We paid our taxes to government and government provides the 
necessary services to meet the needs of society — both 
individual, personal needs and those of businesses and the 
community at large. In some instances we might pay for the 
service or use of infrastructure such as electricity, telephones 
and rail, and in other instances it would be provided free of 
charge (eg roads, education).

The prime purpose of a service was its provision to meet a need. 
Thus, public transport was to serve the needs of people to 
commute to work, to school and so on. This may sound obvious and 
logical. After all, why else would they be provided?

That was the case before the economic rationalists took over. 
They set about corporatising government utilities and services to 
put them on a commercial footing. This was then extended to 
making "reforms" to enable government "businesses" to recover the 
full cost of a service through "user pays" and other means.

Competition policy followed, with the abolition of cross-
subsidisation and the introduction of private sector providers. 
The next step was to make a profit. When the service became 
profitable, it was sold or public ownership and provision was 
replaced by "public private partnerships" (PPPs) where the 
government takes financial responsibility (ensures profits flow) 
and the private sector provide or manage the service and pocket 
huge profits.

There are endless government reports on public services and how 
to put them on a profitable footing — or in other words 
fattening the turkey for the corporate table.

Cross-subsidisation works through the most profitable sector of a 
service subsidising the sectors which do not make a profit. Thus, 
Telstra has an obligation to fund telecommunications in regional 
and remote areas so the people in those areas pay the same for 
their services as those in the densely populated cities.

The abolition of cross-subsidisation means that services are cut 
or users pay more where it cost more to provide that service. 
This applies to many services, such as Australia Post and rail 
services.
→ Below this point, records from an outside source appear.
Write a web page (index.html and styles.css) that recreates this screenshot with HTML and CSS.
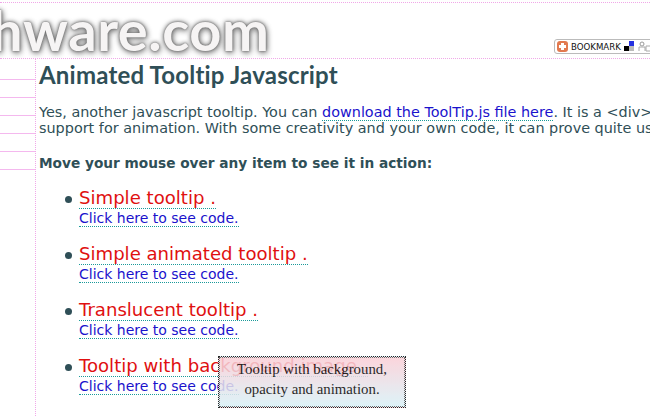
FILE: index.html
```html
<!DOCTYPE html>
<html lang="en">
<head>
  <meta charset="UTF-8"/>
  <title>Animated Tooltip Javascript</title>
  <link rel="stylesheet" href="styles.css">
</head>
<body>
  <header class="top">
    <div class="logo">hware.com</div>
    <a class="bookmark" href="#">
      <svg class="bm-plus" width="11" height="11" viewBox="0 0 11 11"><rect width="11" height="11" rx="3" fill="#e27a50"/><path d="M4 2h3v2h2v3H7v2H4V7H2V4h2z" fill="#fff"/></svg>
      <span class="bm-text">BOOKMARK</span>
      <svg class="bm-icons" width="30" height="11" viewBox="0 0 30 11"><rect x="5" y="0" width="5" height="5" fill="#2430e0"/><rect x="0" y="5" width="5" height="5" fill="#000"/><rect x="5" y="5" width="5" height="5" fill="#bbb"/><circle cx="18" cy="3" r="2" fill="none" stroke="#999"/><path d="M15 10V6h6v4M22 5h5v5h-5z" fill="none" stroke="#aaa"/></svg>
    </a>
  </header>
  <div class="page">
    <nav class="side">
      <div class="side-row"></div>
      <div class="side-row"></div>
      <div class="side-row"></div>
      <div class="side-row"></div>
      <div class="side-row"></div>
      <div class="side-row"></div>
    </nav>
    <main class="content">
      <h1>Animated Tooltip Javascript</h1>
      <p class="intro">Yes, another javascript tooltip. You can <a class="dl" href="#">download the ToolTip.js file here</a>. It is a &lt;div&gt;<br>support for animation. With some creativity and your own code, it can prove quite use</p>
      <p class="lead">Move your mouse over any item to see it in action:</p>
      <ul class="demos">
        <li><a class="demo" href="#">Simple tooltip .</a><a class="code" href="#">Click here to see code.</a></li>
        <li><a class="demo" href="#">Simple animated tooltip .</a><a class="code" href="#">Click here to see code.</a></li>
        <li><a class="demo" href="#">Translucent tooltip .</a><a class="code" href="#">Click here to see code.</a></li>
        <li><a class="demo" href="#">Tooltip with background image .</a><a class="code" href="#">Click here to see code.</a></li>
      </ul>
    </main>
  </div>
  <div class="tooltip">Tooltip with background,<br>opacity and animation.</div>
</body>
</html>
```

FILE: styles.css
```css
html, body { margin: 0; height: 416px; overflow: hidden; background: #fff; }
body { font-family: "DejaVu Sans", Verdana, sans-serif; color: #2f4f57; position: relative; }

.top {
  box-sizing: border-box;
  height: 57px;
  margin-top: 2px;
  border-top: 1px dotted #f0a8e8;
  border-bottom: 1px dotted #f0a8e8;
  display: flex;
  justify-content: space-between;
  align-items: flex-end;
  overflow: hidden;
}
.logo {
  font-family: Lato, sans-serif;
  font-weight: 700;
  font-size: 56px;
  line-height: 52px;
  margin-left: -9px;
  margin-bottom: 2px;
  letter-spacing: 0.6px;
  color: #f6f4f4;
  text-shadow: 0 0 2px #666, 0 0 5px #777, 1px 2px 6px #888;
  white-space: nowrap;
}
.bookmark {
  display: flex;
  align-items: center;
  gap: 3px;
  width: 125px;
  height: 15px;
  flex-shrink: 0;
  margin: 0 -29px 4px 0;
  padding-left: 2px;
  box-sizing: border-box;
  border: 1px solid #bbb;
  border-radius: 3px;
  text-decoration: none;
}
.bm-text { font-family: "DejaVu Sans", sans-serif; font-size: 8.6px; color: #111; }

.page { display: flex; height: 357px; }
.side {
  width: 35px;
  flex-shrink: 0;
  border-right: 1px dotted #f0a8e8;
  padding-top: 3px;
}
.side-row { height: 17px; border-bottom: 1px solid #f4b8ee; }

.content { padding-left: 3px; white-space: nowrap; }
h1 {
  font-family: Lato, sans-serif;
  font-size: 24px;
  line-height: 28px;
  letter-spacing: 0.2px;
  margin: 2px 0 0;
  color: #2f4f57;
}
.intro { font-size: 14.4px; line-height: 16px; margin: 15px 0 0; }
.lead { font-size: 13.7px; font-weight: bold; line-height: 16px; margin: 19px 0 0; }
.dl { color: #1a12cc; text-decoration: none; border-bottom: 1px dotted #1a9a9a; }

.demos { list-style: none; margin: 17px 0 0; padding-left: 40px; }
.demos li { position: relative; margin-bottom: 17px; }
.demos li::before {
  content: "";
  position: absolute;
  left: -14px;
  top: 8px;
  width: 7px;
  height: 7px;
  border-radius: 50%;
  background: #2f4f57;
}
.demo, .code {
  display: block;
  width: fit-content;
  text-decoration: none;
  border-bottom: 1px dotted #1a9a9a;
}
.demo { font-size: 18.1px; line-height: 20px; color: #e01010; }
.code { font-size: 14px; line-height: 16px; padding-top: 1px; color: #1a12cc; }

.tooltip {
  position: absolute;
  left: 218px;
  top: 356px;
  box-sizing: border-box;
  width: 188px;
  height: 52px;
  border: 1px dotted #000;
  outline: 1px dotted #555;
  outline-offset: -2px;
  background: linear-gradient(#fbced6, #d8f2f8);
  opacity: 0.85;
  font-family: "Liberation Serif", serif;
  font-size: 14.8px;
  line-height: 20px;
  color: #000;
  text-align: center;
  padding-top: 2px;
}
```
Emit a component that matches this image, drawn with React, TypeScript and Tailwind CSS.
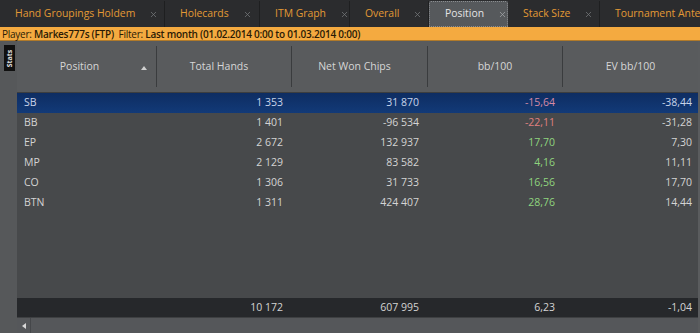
import { X } from "lucide-react";

const tabs = [
  { label: "Hand Groupings Holdem", w: "w-[165px]" },
  { label: "Holecards", w: "w-[95px]" },
  { label: "ITM Graph", w: "w-[90px]" },
  { label: "Overall", w: "w-[79px]" },
  { label: "Position", w: "w-[79px]", active: true },
  { label: "Stack Size", w: "w-[92px]" },
  { label: "Tournament Ante", w: "w-[110px]", cut: true },
];

type Row = { pos: string; hands: string; chips: string; bb: string; bbColor: string; ev: string };

const rows: Row[] = [
  { pos: "SB", hands: "1 353", chips: "31 870", bb: "-15,64", bbColor: "text-[#d58aa6]", ev: "-38,44" },
  { pos: "BB", hands: "1 401", chips: "-96 534", bb: "-22,11", bbColor: "text-[#e08080]", ev: "-31,28" },
  { pos: "EP", hands: "2 672", chips: "132 937", bb: "17,70", bbColor: "text-[#8fd47e]", ev: "7,30" },
  { pos: "MP", hands: "2 129", chips: "83 582", bb: "4,16", bbColor: "text-[#8fd47e]", ev: "11,11" },
  { pos: "CO", hands: "1 306", chips: "31 733", bb: "16,56", bbColor: "text-[#8fd47e]", ev: "17,70" },
  { pos: "BTN", hands: "1 311", chips: "424 407", bb: "28,76", bbColor: "text-[#8fd47e]", ev: "14,44" },
];

const cols = "grid grid-cols-[140px_135px_136px_135px_135px]";

export default function App() {
  return (
    <div className="w-[700px] h-[333px] overflow-hidden bg-[#4f5153] text-[10.5px] font-['Open_Sans',sans-serif] flex flex-col">
      {/* tab strip */}
      <div className="h-[27px] bg-[#2b2c2e] flex items-end shrink-0 text-[10.4px]">
        {tabs.map((t) => (
          <div
            key={t.label}
            className={`${t.w} shrink-0 h-[26px] flex items-center gap-[14px] border-r border-[#1e1f20] ${
              t.active
                ? "bg-[#56595c] text-[#e4e4e4] border border-dotted border-[#8a8d90] rounded-t-[2px] pl-[15px]"
                : "text-[#e39a35] pl-[15px]"
            } ${t.cut ? "border-r-0 whitespace-nowrap pl-[14px]" : ""}`}
          >
            <span className="whitespace-nowrap">{t.label}</span>
            {!t.cut && <X className={`w-[9px] h-[9px] ${t.active ? "text-[#a4a7aa]" : "text-[#75787b]"}`} strokeWidth={2} />}
          </div>
        ))}
      </div>

      {/* filter bar */}
      <div className="h-[14px] bg-[#f4aa40] text-[#2a1a05] flex items-center pl-[2px] leading-none whitespace-nowrap shrink-0 border-b border-[#b07a2a] text-[10px] tracking-[-0.25px]">
        <span>Player:&nbsp;</span>
        <span className="font-semibold">Markes777s (FTP)</span>
        <span>&nbsp;&nbsp;Filter:&nbsp;</span>
        <span className="font-semibold">Last month (01.02.2014 0:00 to 01.03.2014 0:00)</span>
      </div>

      <div className="flex flex-1 min-h-0">
        {/* side strip */}
        <div className="w-[17px] shrink-0 bg-[#56585a] pt-[4px] pl-[4px]">
          <div className="w-[11px] h-[26px] bg-[#101010] flex items-center justify-center">
            <span className="text-[7px] font-bold text-[#e0e0e0] -rotate-90 whitespace-nowrap leading-none">Stats</span>
          </div>
        </div>

        {/* grid */}
        <div className="flex-1 flex flex-col min-w-0 border-r-2 border-[#5a5c5e]">
          {/* header */}
          <div className={`${cols} h-[52px] bg-[#595b5d] text-[#d6d6d6] border-b border-[#3c3e40] shrink-0`}>
            <div className="relative flex items-center justify-center pr-[14px] border-r border-[#3a3c3e] my-[5px]">
              Position
              <svg className="absolute right-[9px] top-[20px]" width="6" height="4" viewBox="0 0 6 4">
                <path d="M0 4 L3 0 L6 4 Z" fill="#d0d0d0" />
              </svg>
            </div>
            <div className="flex items-center justify-center border-r border-[#3a3c3e] my-[5px] pr-[10px]">Total Hands</div>
            <div className="flex items-center justify-center border-r border-[#3a3c3e] my-[5px] pr-[10px]">Net Won Chips</div>
            <div className="flex items-center justify-center border-r border-[#3a3c3e] my-[5px]">bb/100</div>
            <div className="flex items-center justify-center my-[5px]">EV bb/100</div>
          </div>

          {/* body */}
          <div className="flex-1 bg-[#47494b] text-[#d4d4d4]">
            {rows.map((r, i) => (
              <div
                key={r.pos}
                className={`${cols} h-[20px] items-center ${
                  i === 0 ? "bg-gradient-to-b from-[#0e2d62] to-[#123a78] text-[#c8d4ea]" : ""
                }`}
              >
                <div className="pl-[7px]">{r.pos}</div>
                <div className="text-right pr-[9px]">{r.hands}</div>
                <div className="text-right pr-[9px]">{r.chips}</div>
                <div className={`text-right pr-[8px] ${r.bbColor}`}>{r.bb}</div>
                <div className="text-right pr-[6px]">{r.ev}</div>
              </div>
            ))}
          </div>

          {/* totals */}
          <div className={`${cols} h-[19px] items-center bg-[#26282b] text-[#d4d4d4] shrink-0`}>
            <div />
            <div className="text-right pr-[9px]">10 172</div>
            <div className="text-right pr-[9px]">607 995</div>
            <div className="text-right pr-[8px]">6,23</div>
            <div className="text-right pr-[6px]">-1,04</div>
          </div>

          {/* scrollbar */}
          <div className="h-[16px] bg-[#55575a] flex items-center shrink-0 border-t border-[#3e4042]">
            <div className="w-[14px] h-full flex items-center justify-center border-r border-[#45474a]">
              <svg width="4" height="6" viewBox="0 0 4 6">
                <path d="M4 0 L0 3 L4 6 Z" fill="#d8d8d8" />
              </svg>
            </div>
          </div>
        </div>
      </div>
    </div>
  );
}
The concept of universal access and uniform rates is 
being eroded and replaced by a new regime of making everything 
turn a profit — focusing on every individual situation rather 
than the totality of the service and community needs.

It is approaching the point where, every train trip, every letter 
delivery to every address, every phone call to every destination, 
every drop of water to every property — all will have to make a 
profit.

This process is evident in the NSW public transport system where 
the government has proposed emasculating rail services — 
focusing on peak periods and cutting services with smaller 
patronage.

The overriding reason for private provision of services is 
profit. The service itself is no longer the raison d'κtre: the 
service becomes the vehicle for generating revenue for the 
coffers of big business. Public need comes a distant last, if it 
enters the picture at all.

Every public asset and service is now in the firing line for 
privatisation, from education through health to welfare. Those 
parts that can't be made profitable — many public services were 
never going to make a profit and were never meant to — will 
either become a second rate, under-funded service provider or 
will be scrapped altogether.

It's time to challenge the assumption that essential services 
should make a profit and return to the collective, efficient 
public provision of services for the public good.